▸ **Aim of the task**
Transcribe the data in full and exactly, omitting any pictures.

▸ **Dataset excerpt**
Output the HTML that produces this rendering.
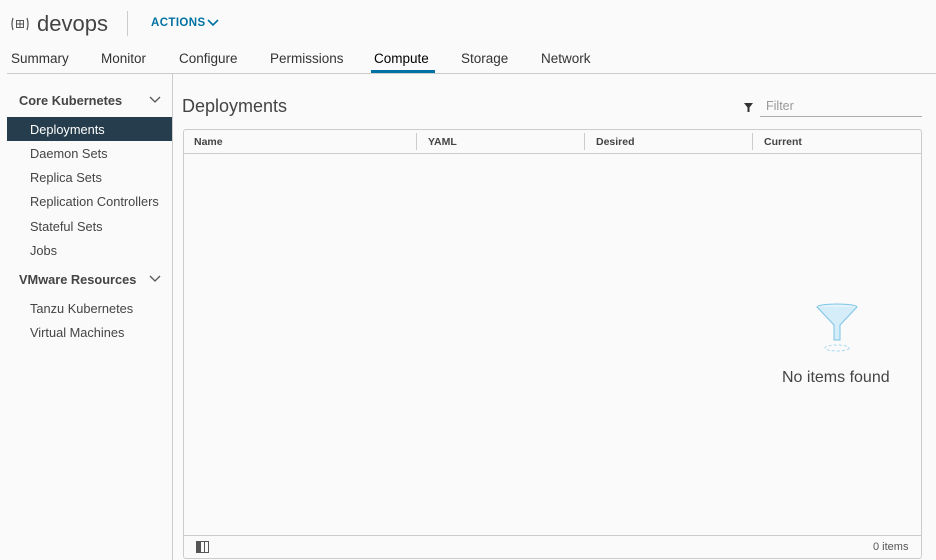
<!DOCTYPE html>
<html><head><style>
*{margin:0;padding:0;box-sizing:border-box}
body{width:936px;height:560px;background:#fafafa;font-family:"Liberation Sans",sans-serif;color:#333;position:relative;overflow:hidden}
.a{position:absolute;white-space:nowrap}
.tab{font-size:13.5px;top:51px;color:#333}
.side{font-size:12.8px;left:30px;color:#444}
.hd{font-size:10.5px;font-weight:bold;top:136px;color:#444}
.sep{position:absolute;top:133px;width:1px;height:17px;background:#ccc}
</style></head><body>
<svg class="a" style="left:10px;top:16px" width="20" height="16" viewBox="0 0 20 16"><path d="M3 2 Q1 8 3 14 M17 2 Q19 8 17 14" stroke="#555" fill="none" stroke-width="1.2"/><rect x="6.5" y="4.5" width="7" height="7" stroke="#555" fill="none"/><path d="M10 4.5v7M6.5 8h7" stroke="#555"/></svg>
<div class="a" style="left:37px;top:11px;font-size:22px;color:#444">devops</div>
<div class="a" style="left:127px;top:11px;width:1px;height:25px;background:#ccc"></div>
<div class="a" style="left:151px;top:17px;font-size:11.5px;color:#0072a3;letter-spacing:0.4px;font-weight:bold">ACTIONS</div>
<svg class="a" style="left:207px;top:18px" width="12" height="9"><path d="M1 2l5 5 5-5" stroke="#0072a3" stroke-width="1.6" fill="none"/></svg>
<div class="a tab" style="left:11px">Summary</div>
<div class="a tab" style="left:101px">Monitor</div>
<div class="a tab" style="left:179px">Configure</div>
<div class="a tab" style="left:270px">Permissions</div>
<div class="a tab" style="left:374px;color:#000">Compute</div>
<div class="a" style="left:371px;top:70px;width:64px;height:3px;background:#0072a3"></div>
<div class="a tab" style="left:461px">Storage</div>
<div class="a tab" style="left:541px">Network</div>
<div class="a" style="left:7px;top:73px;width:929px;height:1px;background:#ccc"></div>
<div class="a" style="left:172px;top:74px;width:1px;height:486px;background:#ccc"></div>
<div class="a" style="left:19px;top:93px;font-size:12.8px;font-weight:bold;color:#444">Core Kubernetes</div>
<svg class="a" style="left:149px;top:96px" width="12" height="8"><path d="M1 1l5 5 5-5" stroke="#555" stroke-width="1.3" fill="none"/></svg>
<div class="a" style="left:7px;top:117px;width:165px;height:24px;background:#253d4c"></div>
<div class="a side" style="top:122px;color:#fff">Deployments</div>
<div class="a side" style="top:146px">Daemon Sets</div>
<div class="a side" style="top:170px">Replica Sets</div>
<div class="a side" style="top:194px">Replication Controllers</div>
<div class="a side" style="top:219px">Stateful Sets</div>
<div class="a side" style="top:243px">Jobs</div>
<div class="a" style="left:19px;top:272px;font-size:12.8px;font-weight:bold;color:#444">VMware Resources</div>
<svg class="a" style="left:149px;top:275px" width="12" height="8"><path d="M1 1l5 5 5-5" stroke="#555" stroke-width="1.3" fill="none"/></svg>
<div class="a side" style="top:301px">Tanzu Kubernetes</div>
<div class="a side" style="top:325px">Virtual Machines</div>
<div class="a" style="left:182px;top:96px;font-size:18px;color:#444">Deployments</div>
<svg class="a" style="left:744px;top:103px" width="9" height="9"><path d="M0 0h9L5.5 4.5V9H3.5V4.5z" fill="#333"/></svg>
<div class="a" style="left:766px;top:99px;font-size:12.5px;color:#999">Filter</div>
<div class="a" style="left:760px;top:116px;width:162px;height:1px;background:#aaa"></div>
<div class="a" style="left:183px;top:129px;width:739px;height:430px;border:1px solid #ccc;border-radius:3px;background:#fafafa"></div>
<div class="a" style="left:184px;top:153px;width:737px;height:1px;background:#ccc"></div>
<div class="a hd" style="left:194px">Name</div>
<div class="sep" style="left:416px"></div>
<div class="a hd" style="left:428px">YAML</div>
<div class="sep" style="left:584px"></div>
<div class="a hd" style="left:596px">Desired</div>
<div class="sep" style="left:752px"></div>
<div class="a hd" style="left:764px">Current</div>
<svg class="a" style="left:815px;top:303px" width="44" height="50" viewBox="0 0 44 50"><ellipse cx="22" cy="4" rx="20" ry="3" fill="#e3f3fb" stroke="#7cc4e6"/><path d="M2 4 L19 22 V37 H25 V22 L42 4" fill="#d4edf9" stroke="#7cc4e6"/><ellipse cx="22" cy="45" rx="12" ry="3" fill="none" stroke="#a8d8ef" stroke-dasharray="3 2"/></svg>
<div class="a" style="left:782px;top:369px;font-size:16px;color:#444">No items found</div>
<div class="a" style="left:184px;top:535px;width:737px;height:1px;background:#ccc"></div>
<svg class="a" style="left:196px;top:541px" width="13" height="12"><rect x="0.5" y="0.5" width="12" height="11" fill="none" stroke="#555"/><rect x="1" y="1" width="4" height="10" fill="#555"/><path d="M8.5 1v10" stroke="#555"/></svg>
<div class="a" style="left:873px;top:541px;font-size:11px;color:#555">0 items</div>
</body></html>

▸ **The completed task**
Output the HTML that produces this rendering.
<!DOCTYPE html>
<html><head><style>
*{margin:0;padding:0;box-sizing:border-box}
body{width:936px;height:560px;background:#fafafa;font-family:"Liberation Sans",sans-serif;color:#333;position:relative;overflow:hidden}
.a{position:absolute;white-space:nowrap}
.tab{font-size:13.5px;top:51px;color:#333}
.side{font-size:12.8px;left:30px;color:#444}
.hd{font-size:10.5px;font-weight:bold;top:136px;color:#444}
.sep{position:absolute;top:133px;width:1px;height:17px;background:#ccc}
</style></head><body>
<svg class="a" style="left:10px;top:16px" width="20" height="16" viewBox="0 0 20 16"><path d="M3 2 Q1 8 3 14 M17 2 Q19 8 17 14" stroke="#555" fill="none" stroke-width="1.2"/><rect x="6.5" y="4.5" width="7" height="7" stroke="#555" fill="none"/><path d="M10 4.5v7M6.5 8h7" stroke="#555"/></svg>
<div class="a" style="left:37px;top:11px;font-size:22px;color:#444">devops</div>
<div class="a" style="left:127px;top:11px;width:1px;height:25px;background:#ccc"></div>
<div class="a" style="left:151px;top:17px;font-size:11.5px;color:#0072a3;letter-spacing:0.4px;font-weight:bold">ACTIONS</div>
<svg class="a" style="left:207px;top:18px" width="12" height="9"><path d="M1 2l5 5 5-5" stroke="#0072a3" stroke-width="1.6" fill="none"/></svg>
<div class="a tab" style="left:11px">Summary</div>
<div class="a tab" style="left:101px">Monitor</div>
<div class="a tab" style="left:179px">Configure</div>
<div class="a tab" style="left:270px">Permissions</div>
<div class="a tab" style="left:374px;color:#000">Compute</div>
<div class="a" style="left:371px;top:70px;width:64px;height:3px;background:#0072a3"></div>
<div class="a tab" style="left:461px">Storage</div>
<div class="a tab" style="left:541px">Network</div>
<div class="a" style="left:7px;top:73px;width:929px;height:1px;background:#ccc"></div>
<div class="a" style="left:172px;top:74px;width:1px;height:486px;background:#ccc"></div>
<div class="a" style="left:19px;top:93px;font-size:12.8px;font-weight:bold;color:#444">Core Kubernetes</div>
<svg class="a" style="left:149px;top:96px" width="12" height="8"><path d="M1 1l5 5 5-5" stroke="#555" stroke-width="1.3" fill="none"/></svg>
<div class="a" style="left:7px;top:117px;width:165px;height:24px;background:#253d4c"></div>
<div class="a side" style="top:122px;color:#fff">Deployments</div>
<div class="a side" style="top:146px">Daemon Sets</div>
<div class="a side" style="top:170px">Replica Sets</div>
<div class="a side" style="top:194px">Replication Controllers</div>
<div class="a side" style="top:219px">Stateful Sets</div>
<div class="a side" style="top:243px">Jobs</div>
<div class="a" style="left:19px;top:272px;font-size:12.8px;font-weight:bold;color:#444">VMware Resources</div>
<svg class="a" style="left:149px;top:275px" width="12" height="8"><path d="M1 1l5 5 5-5" stroke="#555" stroke-width="1.3" fill="none"/></svg>
<div class="a side" style="top:301px">Tanzu Kubernetes</div>
<div class="a side" style="top:325px">Virtual Machines</div>
<div class="a" style="left:182px;top:96px;font-size:18px;color:#444">Deployments</div>
<svg class="a" style="left:744px;top:103px" width="9" height="9"><path d="M0 0h9L5.5 4.5V9H3.5V4.5z" fill="#333"/></svg>
<div class="a" style="left:766px;top:99px;font-size:12.5px;color:#999">Filter</div>
<div class="a" style="left:760px;top:116px;width:162px;height:1px;background:#aaa"></div>
<div class="a" style="left:183px;top:129px;width:739px;height:430px;border:1px solid #ccc;border-radius:3px;background:#fafafa"></div>
<div class="a" style="left:184px;top:153px;width:737px;height:1px;background:#ccc"></div>
<div class="a hd" style="left:194px">Name</div>
<div class="sep" style="left:416px"></div>
<div class="a hd" style="left:428px">YAML</div>
<div class="sep" style="left:584px"></div>
<div class="a hd" style="left:596px">Desired</div>
<div class="sep" style="left:752px"></div>
<div class="a hd" style="left:764px">Current</div>
<svg class="a" style="left:815px;top:303px" width="44" height="50" viewBox="0 0 44 50"><ellipse cx="22" cy="4" rx="20" ry="3" fill="#e3f3fb" stroke="#7cc4e6"/><path d="M2 4 L19 22 V37 H25 V22 L42 4" fill="#d4edf9" stroke="#7cc4e6"/><ellipse cx="22" cy="45" rx="12" ry="3" fill="none" stroke="#a8d8ef" stroke-dasharray="3 2"/></svg>
<div class="a" style="left:782px;top:369px;font-size:16px;color:#444">No items found</div>
<div class="a" style="left:184px;top:535px;width:737px;height:1px;background:#ccc"></div>
<svg class="a" style="left:196px;top:541px" width="13" height="12"><rect x="0.5" y="0.5" width="12" height="11" fill="none" stroke="#555"/><rect x="1" y="1" width="4" height="10" fill="#555"/><path d="M8.5 1v10" stroke="#555"/></svg>
<div class="a" style="left:873px;top:541px;font-size:11px;color:#555">0 items</div>
</body></html>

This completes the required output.